* Recorded data:
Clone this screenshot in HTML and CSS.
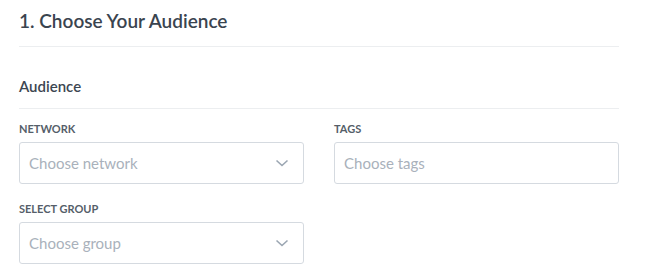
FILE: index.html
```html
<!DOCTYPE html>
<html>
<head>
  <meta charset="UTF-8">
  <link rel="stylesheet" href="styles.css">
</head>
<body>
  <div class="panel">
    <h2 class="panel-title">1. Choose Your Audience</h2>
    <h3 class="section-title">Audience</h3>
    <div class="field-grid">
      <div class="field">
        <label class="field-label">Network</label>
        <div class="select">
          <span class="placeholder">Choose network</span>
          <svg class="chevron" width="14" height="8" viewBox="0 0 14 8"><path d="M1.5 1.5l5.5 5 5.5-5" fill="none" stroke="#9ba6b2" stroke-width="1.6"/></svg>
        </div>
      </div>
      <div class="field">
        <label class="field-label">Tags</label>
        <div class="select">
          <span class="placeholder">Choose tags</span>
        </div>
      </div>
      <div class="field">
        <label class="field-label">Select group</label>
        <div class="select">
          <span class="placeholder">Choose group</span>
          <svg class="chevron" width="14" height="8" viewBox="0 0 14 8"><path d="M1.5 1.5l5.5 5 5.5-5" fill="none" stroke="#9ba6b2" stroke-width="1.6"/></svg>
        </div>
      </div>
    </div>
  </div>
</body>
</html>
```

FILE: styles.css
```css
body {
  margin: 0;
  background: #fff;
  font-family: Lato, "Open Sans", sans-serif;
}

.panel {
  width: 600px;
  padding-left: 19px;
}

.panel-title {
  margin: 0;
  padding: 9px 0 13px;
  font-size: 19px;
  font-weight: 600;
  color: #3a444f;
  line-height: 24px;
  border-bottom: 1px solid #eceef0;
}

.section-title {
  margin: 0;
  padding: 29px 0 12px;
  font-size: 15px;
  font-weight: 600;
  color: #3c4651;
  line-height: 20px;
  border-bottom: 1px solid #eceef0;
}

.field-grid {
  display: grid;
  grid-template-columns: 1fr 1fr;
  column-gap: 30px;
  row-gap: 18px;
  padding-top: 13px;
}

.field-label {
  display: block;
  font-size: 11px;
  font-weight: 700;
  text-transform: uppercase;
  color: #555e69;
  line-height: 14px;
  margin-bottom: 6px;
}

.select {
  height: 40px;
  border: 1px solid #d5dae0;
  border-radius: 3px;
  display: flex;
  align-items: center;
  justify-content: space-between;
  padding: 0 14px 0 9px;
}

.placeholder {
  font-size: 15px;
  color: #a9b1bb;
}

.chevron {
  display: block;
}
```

* What the task requires: Copy out each line word for word, please, skipping the images.

* Output:
Clone this screenshot in HTML and CSS.
FILE: index.html
```html
<!DOCTYPE html>
<html>
<head>
  <meta charset="UTF-8">
  <link rel="stylesheet" href="styles.css">
</head>
<body>
  <div class="panel">
    <h2 class="panel-title">1. Choose Your Audience</h2>
    <h3 class="section-title">Audience</h3>
    <div class="field-grid">
      <div class="field">
        <label class="field-label">Network</label>
        <div class="select">
          <span class="placeholder">Choose network</span>
          <svg class="chevron" width="14" height="8" viewBox="0 0 14 8"><path d="M1.5 1.5l5.5 5 5.5-5" fill="none" stroke="#9ba6b2" stroke-width="1.6"/></svg>
        </div>
      </div>
      <div class="field">
        <label class="field-label">Tags</label>
        <div class="select">
          <span class="placeholder">Choose tags</span>
        </div>
      </div>
      <div class="field">
        <label class="field-label">Select group</label>
        <div class="select">
          <span class="placeholder">Choose group</span>
          <svg class="chevron" width="14" height="8" viewBox="0 0 14 8"><path d="M1.5 1.5l5.5 5 5.5-5" fill="none" stroke="#9ba6b2" stroke-width="1.6"/></svg>
        </div>
      </div>
    </div>
  </div>
</body>
</html>
```

FILE: styles.css
```css
body {
  margin: 0;
  background: #fff;
  font-family: Lato, "Open Sans", sans-serif;
}

.panel {
  width: 600px;
  padding-left: 19px;
}

.panel-title {
  margin: 0;
  padding: 9px 0 13px;
  font-size: 19px;
  font-weight: 600;
  color: #3a444f;
  line-height: 24px;
  border-bottom: 1px solid #eceef0;
}

.section-title {
  margin: 0;
  padding: 29px 0 12px;
  font-size: 15px;
  font-weight: 600;
  color: #3c4651;
  line-height: 20px;
  border-bottom: 1px solid #eceef0;
}

.field-grid {
  display: grid;
  grid-template-columns: 1fr 1fr;
  column-gap: 30px;
  row-gap: 18px;
  padding-top: 13px;
}

.field-label {
  display: block;
  font-size: 11px;
  font-weight: 700;
  text-transform: uppercase;
  color: #555e69;
  line-height: 14px;
  margin-bottom: 6px;
}

.select {
  height: 40px;
  border: 1px solid #d5dae0;
  border-radius: 3px;
  display: flex;
  align-items: center;
  justify-content: space-between;
  padding: 0 14px 0 9px;
}

.placeholder {
  font-size: 15px;
  color: #a9b1bb;
}

.chevron {
  display: block;
}
```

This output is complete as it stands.